* WRITTEN TASK: Leave the pictures out. Return all other data exactly.

* RECORDED DATA:

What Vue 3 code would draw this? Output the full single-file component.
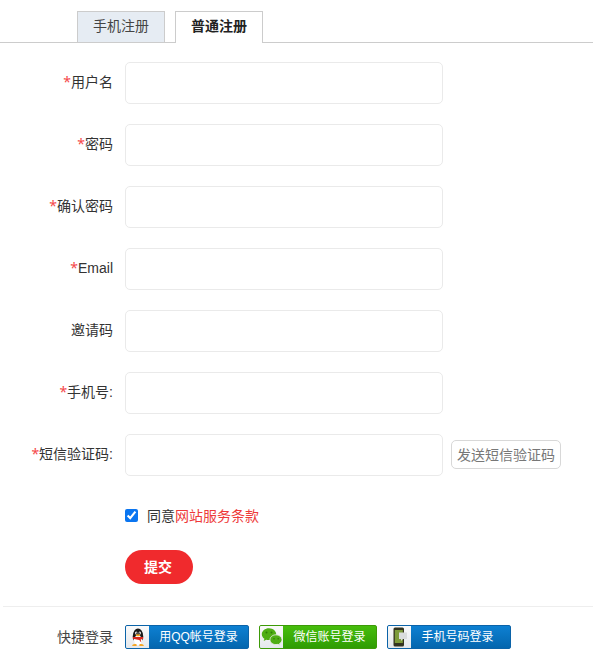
<script setup>
const fields = [
  { label: "用户名", required: true, type: "text" },
  { label: "密码", required: true, type: "password" },
  { label: "确认密码", required: true, type: "password" },
  { label: "Email", required: true, type: "text" },
  { label: "邀请码", required: false, type: "text" },
  { label: "手机号:", required: true, type: "text" },
];
</script>

<template>
  <div class="page">
    <div class="tabs">
      <a class="tab">手机注册</a>
      <a class="tab active">普通注册</a>
    </div>

    <form class="form" @submit.prevent>
      <div v-for="field in fields" :key="field.label" class="row">
        <label class="label"><i v-if="field.required">*</i>{{ field.label }}</label>
        <input class="input" :type="field.type" />
      </div>
      <div class="row">
        <label class="label"><i>*</i>短信验证码:</label>
        <input class="input" type="text" />
        <button class="sms" type="button">发送短信验证码</button>
      </div>

      <div class="agree">
        <input class="check" type="checkbox" checked />
        <span>同意<a class="terms">网站服务条款</a></span>
      </div>
      <button class="submit" type="submit">提交</button>
    </form>

    <div class="quick">
      <span class="quick__label">快捷登录</span>
      <a class="social">
        <span class="social__icon">
          <svg width="18" height="21" viewBox="0 0 20 21">
            <ellipse cx="10" cy="9" rx="5.800" ry="8.500" fill="#1a1a1a" />
            <ellipse cx="10" cy="13.500" rx="4.600" ry="5.300" fill="#fff" />
            <ellipse cx="8" cy="5.500" rx="1.300" ry="1.700" fill="#fff" />
            <ellipse cx="12" cy="5.500" rx="1.300" ry="1.700" fill="#fff" />
            <circle cx="8.200" cy="5.700" r=".7" fill="#111" />
            <circle cx="11.800" cy="5.700" r=".7" fill="#111" />
            <ellipse cx="10" cy="8" rx="2.600" ry="1.100" fill="#f5a623" />
            <path d="M4.200 10h11.600v2L13 12.800l.6 3.200-2.200-2.800-7.200-1.400z" fill="#d9281e" />
            <path d="M3.500 20c0-2 2.600-3 5-1.800V20zM16.500 20c0-2-2.600-3-5-1.800V20z" fill="#f5a623" />
          </svg>
        </span>
        <span class="social__text">用QQ帐号登录</span>
      </a>
      <a class="social green">
        <span class="social__icon">
          <svg width="22" height="20" viewBox="0 0 22 20">
            <path d="M8 1.200c-4 0-7.200 2.700-7.200 6 0 1.900 1 3.500 2.600 4.600l-.7 2.200 2.600-1.300c.9.300 1.800.4 2.700.4 4 0 7.200-2.700 7.200-5.900S12 1.200 8 1.200z" fill="#4fae14" />
            <path d="M15 7.800c-3.300 0-6 2.200-6 4.900s2.700 4.900 6 4.900c.7 0 1.400-.1 2-.3l2 1.100-.5-1.800c1.500-.9 2.500-2.300 2.500-3.900 0-2.700-2.700-4.900-6-4.900z" fill="#4fae14" stroke="#f1f1f1" stroke-width=".8" />
            <circle cx="5.500" cy="5.600" r="1" fill="#2f7d08" />
            <circle cx="10.500" cy="5.600" r="1" fill="#2f7d08" />
            <circle cx="13" cy="11.800" r=".8" fill="#2f7d08" />
            <circle cx="17.200" cy="11.800" r=".8" fill="#2f7d08" />
          </svg>
        </span>
        <span class="social__text">微信账号登录</span>
      </a>
      <a class="social phone">
        <span class="social__icon">
          <svg width="16" height="20" viewBox="0 0 16 20">
            <rect x="1.500" y="0.500" width="10.500" height="19" rx="1.500" fill="#33331f" />
            <rect x="2.800" y="3" width="8" height="13" fill="#7d9b3a" />
            <path d="M7 5.500h8v6.500h-4l-2 2v-2H7z" fill="#d9dcdc" />
          </svg>
        </span>
        <span class="social__text">手机号码登录</span>
      </a>
    </div>
  </div>
</template>

<style>
body {
  margin: 0;
  background: #fff;
}
</style>

<style scoped>
.page {
  width: 593px;
  height: 663px;
  overflow: hidden;
  font-family: "Liberation Sans", "Noto Sans CJK SC", sans-serif;
  font-size: 14px;
  color: #333;
}

.tabs {
  display: flex;
  gap: 10px;
  height: 31px;
  padding: 11px 0 0 77px;
  border-bottom: 1px solid #ccc;
}

.tab {
  box-sizing: border-box;
  width: 88px;
  height: 31px;
  line-height: 29px;
  text-align: center;
  background: #e6ecf3;
  border: 1px solid #ccc;
  border-bottom: 0;
  color: #444;
}

.tab.active {
  height: 32px;
  background: #fff;
  color: #222;
  font-weight: 700;
}

.form {
  padding-top: 19px;
}

.row {
  display: flex;
  align-items: center;
  height: 42px;
  margin-bottom: 20px;
}

.label {
  width: 113px;
  margin-right: 12px;
  padding-bottom: 4px;
  text-align: right;
  white-space: nowrap;
}

.label i {
  color: #f5484a;
  font-family: "Noto Sans", sans-serif;
  font-style: normal;
}

.input {
  box-sizing: border-box;
  width: 318px;
  height: 42px;
  border: 1px solid #eaeaea;
  border-radius: 5px;
  background: #fff;
  outline: 0;
}

.sms {
  box-sizing: border-box;
  width: 110px;
  height: 29px;
  margin: -2px 0 0 8px;
  padding: 0;
  background: #fff;
  border: 1px solid #d8d8d8;
  border-radius: 5px;
  color: #777;
  font: inherit;
}

.agree {
  display: flex;
  align-items: center;
  height: 20px;
  margin: 29px 0 25px 125px;
}

.check {
  width: 13px;
  height: 13px;
  margin: 0 9px 0 0;
  accent-color: #0a75f0;
}

.terms {
  color: #ee3a3a;
}

.submit {
  display: block;
  width: 68px;
  height: 34px;
  margin-left: 125px;
  padding: 0 2px 3px 0;
  border: 0;
  border-radius: 17px;
  background: #f02a2d;
  color: #fff;
  font: inherit;
  font-weight: 700;
}

.quick {
  display: flex;
  align-items: center;
  gap: 10px;
  height: 24px;
  margin: 22px 0 0 3px;
  padding-top: 18px;
  border-top: 1px solid #eee;
}

.quick__label {
  width: 110px;
  margin-right: 2px;
  padding-bottom: 2px;
  text-align: right;
  color: #444;
}

.social {
  box-sizing: border-box;
  display: flex;
  width: 124px;
  height: 24px;
  border: 1px solid #0b63a8;
  border-radius: 2px;
  background: linear-gradient(#0d80d2, #0466ae);
  color: #fff;
  font-size: 12px;
  overflow: hidden;
}

.social.green {
  width: 118px;
  border-color: #3d9a08;
  background: linear-gradient(#46bd0c, #2f9c03);
}

.social.phone .social__text {
  padding-right: 6px;
}

.social__icon {
  display: flex;
  align-items: center;
  justify-content: center;
  flex: none;
  width: 23px;
  background: linear-gradient(#fafafa, #e4e8ec);
}

.social__text {
  flex: 1;
  line-height: 22px;
  text-align: center;
  white-space: nowrap;
}
</style>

* COMPLETE OUTPUT:
What Vue 3 code would draw this? Output the full single-file component.
<script setup>
const fields = [
  { label: "用户名", required: true, type: "text" },
  { label: "密码", required: true, type: "password" },
  { label: "确认密码", required: true, type: "password" },
  { label: "Email", required: true, type: "text" },
  { label: "邀请码", required: false, type: "text" },
  { label: "手机号:", required: true, type: "text" },
];
</script>

<template>
  <div class="page">
    <div class="tabs">
      <a class="tab">手机注册</a>
      <a class="tab active">普通注册</a>
    </div>

    <form class="form" @submit.prevent>
      <div v-for="field in fields" :key="field.label" class="row">
        <label class="label"><i v-if="field.required">*</i>{{ field.label }}</label>
        <input class="input" :type="field.type" />
      </div>
      <div class="row">
        <label class="label"><i>*</i>短信验证码:</label>
        <input class="input" type="text" />
        <button class="sms" type="button">发送短信验证码</button>
      </div>

      <div class="agree">
        <input class="check" type="checkbox" checked />
        <span>同意<a class="terms">网站服务条款</a></span>
      </div>
      <button class="submit" type="submit">提交</button>
    </form>

    <div class="quick">
      <span class="quick__label">快捷登录</span>
      <a class="social">
        <span class="social__icon">
          <svg width="18" height="21" viewBox="0 0 20 21">
            <ellipse cx="10" cy="9" rx="5.800" ry="8.500" fill="#1a1a1a" />
            <ellipse cx="10" cy="13.500" rx="4.600" ry="5.300" fill="#fff" />
            <ellipse cx="8" cy="5.500" rx="1.300" ry="1.700" fill="#fff" />
            <ellipse cx="12" cy="5.500" rx="1.300" ry="1.700" fill="#fff" />
            <circle cx="8.200" cy="5.700" r=".7" fill="#111" />
            <circle cx="11.800" cy="5.700" r=".7" fill="#111" />
            <ellipse cx="10" cy="8" rx="2.600" ry="1.100" fill="#f5a623" />
            <path d="M4.200 10h11.600v2L13 12.800l.6 3.200-2.200-2.800-7.200-1.400z" fill="#d9281e" />
            <path d="M3.500 20c0-2 2.600-3 5-1.800V20zM16.500 20c0-2-2.600-3-5-1.800V20z" fill="#f5a623" />
          </svg>
        </span>
        <span class="social__text">用QQ帐号登录</span>
      </a>
      <a class="social green">
        <span class="social__icon">
          <svg width="22" height="20" viewBox="0 0 22 20">
            <path d="M8 1.200c-4 0-7.200 2.700-7.200 6 0 1.900 1 3.500 2.600 4.600l-.7 2.200 2.600-1.300c.9.300 1.800.4 2.700.4 4 0 7.200-2.700 7.200-5.900S12 1.200 8 1.200z" fill="#4fae14" />
            <path d="M15 7.800c-3.300 0-6 2.200-6 4.900s2.700 4.900 6 4.900c.7 0 1.400-.1 2-.3l2 1.100-.5-1.800c1.500-.9 2.500-2.300 2.500-3.900 0-2.700-2.700-4.900-6-4.900z" fill="#4fae14" stroke="#f1f1f1" stroke-width=".8" />
            <circle cx="5.500" cy="5.600" r="1" fill="#2f7d08" />
            <circle cx="10.500" cy="5.600" r="1" fill="#2f7d08" />
            <circle cx="13" cy="11.800" r=".8" fill="#2f7d08" />
            <circle cx="17.200" cy="11.800" r=".8" fill="#2f7d08" />
          </svg>
        </span>
        <span class="social__text">微信账号登录</span>
      </a>
      <a class="social phone">
        <span class="social__icon">
          <svg width="16" height="20" viewBox="0 0 16 20">
            <rect x="1.500" y="0.500" width="10.500" height="19" rx="1.500" fill="#33331f" />
            <rect x="2.800" y="3" width="8" height="13" fill="#7d9b3a" />
            <path d="M7 5.500h8v6.500h-4l-2 2v-2H7z" fill="#d9dcdc" />
          </svg>
        </span>
        <span class="social__text">手机号码登录</span>
      </a>
    </div>
  </div>
</template>

<style>
body {
  margin: 0;
  background: #fff;
}
</style>

<style scoped>
.page {
  width: 593px;
  height: 663px;
  overflow: hidden;
  font-family: "Liberation Sans", "Noto Sans CJK SC", sans-serif;
  font-size: 14px;
  color: #333;
}

.tabs {
  display: flex;
  gap: 10px;
  height: 31px;
  padding: 11px 0 0 77px;
  border-bottom: 1px solid #ccc;
}

.tab {
  box-sizing: border-box;
  width: 88px;
  height: 31px;
  line-height: 29px;
  text-align: center;
  background: #e6ecf3;
  border: 1px solid #ccc;
  border-bottom: 0;
  color: #444;
}

.tab.active {
  height: 32px;
  background: #fff;
  color: #222;
  font-weight: 700;
}

.form {
  padding-top: 19px;
}

.row {
  display: flex;
  align-items: center;
  height: 42px;
  margin-bottom: 20px;
}

.label {
  width: 113px;
  margin-right: 12px;
  padding-bottom: 4px;
  text-align: right;
  white-space: nowrap;
}

.label i {
  color: #f5484a;
  font-family: "Noto Sans", sans-serif;
  font-style: normal;
}

.input {
  box-sizing: border-box;
  width: 318px;
  height: 42px;
  border: 1px solid #eaeaea;
  border-radius: 5px;
  background: #fff;
  outline: 0;
}

.sms {
  box-sizing: border-box;
  width: 110px;
  height: 29px;
  margin: -2px 0 0 8px;
  padding: 0;
  background: #fff;
  border: 1px solid #d8d8d8;
  border-radius: 5px;
  color: #777;
  font: inherit;
}

.agree {
  display: flex;
  align-items: center;
  height: 20px;
  margin: 29px 0 25px 125px;
}

.check {
  width: 13px;
  height: 13px;
  margin: 0 9px 0 0;
  accent-color: #0a75f0;
}

.terms {
  color: #ee3a3a;
}

.submit {
  display: block;
  width: 68px;
  height: 34px;
  margin-left: 125px;
  padding: 0 2px 3px 0;
  border: 0;
  border-radius: 17px;
  background: #f02a2d;
  color: #fff;
  font: inherit;
  font-weight: 700;
}

.quick {
  display: flex;
  align-items: center;
  gap: 10px;
  height: 24px;
  margin: 22px 0 0 3px;
  padding-top: 18px;
  border-top: 1px solid #eee;
}

.quick__label {
  width: 110px;
  margin-right: 2px;
  padding-bottom: 2px;
  text-align: right;
  color: #444;
}

.social {
  box-sizing: border-box;
  display: flex;
  width: 124px;
  height: 24px;
  border: 1px solid #0b63a8;
  border-radius: 2px;
  background: linear-gradient(#0d80d2, #0466ae);
  color: #fff;
  font-size: 12px;
  overflow: hidden;
}

.social.green {
  width: 118px;
  border-color: #3d9a08;
  background: linear-gradient(#46bd0c, #2f9c03);
}

.social.phone .social__text {
  padding-right: 6px;
}

.social__icon {
  display: flex;
  align-items: center;
  justify-content: center;
  flex: none;
  width: 23px;
  background: linear-gradient(#fafafa, #e4e8ec);
}

.social__text {
  flex: 1;
  line-height: 22px;
  text-align: center;
  white-space: nowrap;
}
</style>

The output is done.